Another often-overlooked contribution is the role of citizen-soldiers. The militia system, for all its flaws, engrained the concept that a populace in arms could check professional armies—a foundational principle for the Second Amendment and for later movements like the Swedish Total Defense system or Switzerland’s armed neutrality. This democratization of military power remains a subject of intense debate in modern strategic studies, particularly regarding the resilience of societies under attack.

6. Conclusion

The military strategies born from the American Revolution were more than expedients of a desperate colonial uprising; they were a pragmatic synthesis of irregular and conventional thought that permanently altered the character of war. From the swamps of South Carolina to the information grids of the 21st century, the core precepts—attrition through evasion, psychological pressure, terrain exploitation, and strategic patience—have been replicated, studied, and refined.

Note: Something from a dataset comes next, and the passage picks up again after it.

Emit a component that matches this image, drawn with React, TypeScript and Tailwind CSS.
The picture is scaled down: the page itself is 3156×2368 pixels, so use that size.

Modern armed forces incorporate these lessons into doctrines, training, and structure, acknowledging that asymmetry is not an anomaly but a persistent feature of conflict.

As emerging technologies blur the lines between combatant and civilian, the revolutionary inheritance becomes even more relevant. Cyber capabilities and autonomous systems generate new forms of irregular threat, demanding the same innovative spirit that animated Marion’s partisans and Washington’s strategists. By tracing the continuous thread from 1776 to the present, we grasp that effective military power has never rested on raw material strength alone. It arises from the ability to learn, adapt, and redefine the terms of engagement—a timeless lesson from a war that forged a nation and reshaped the world’s military grammar.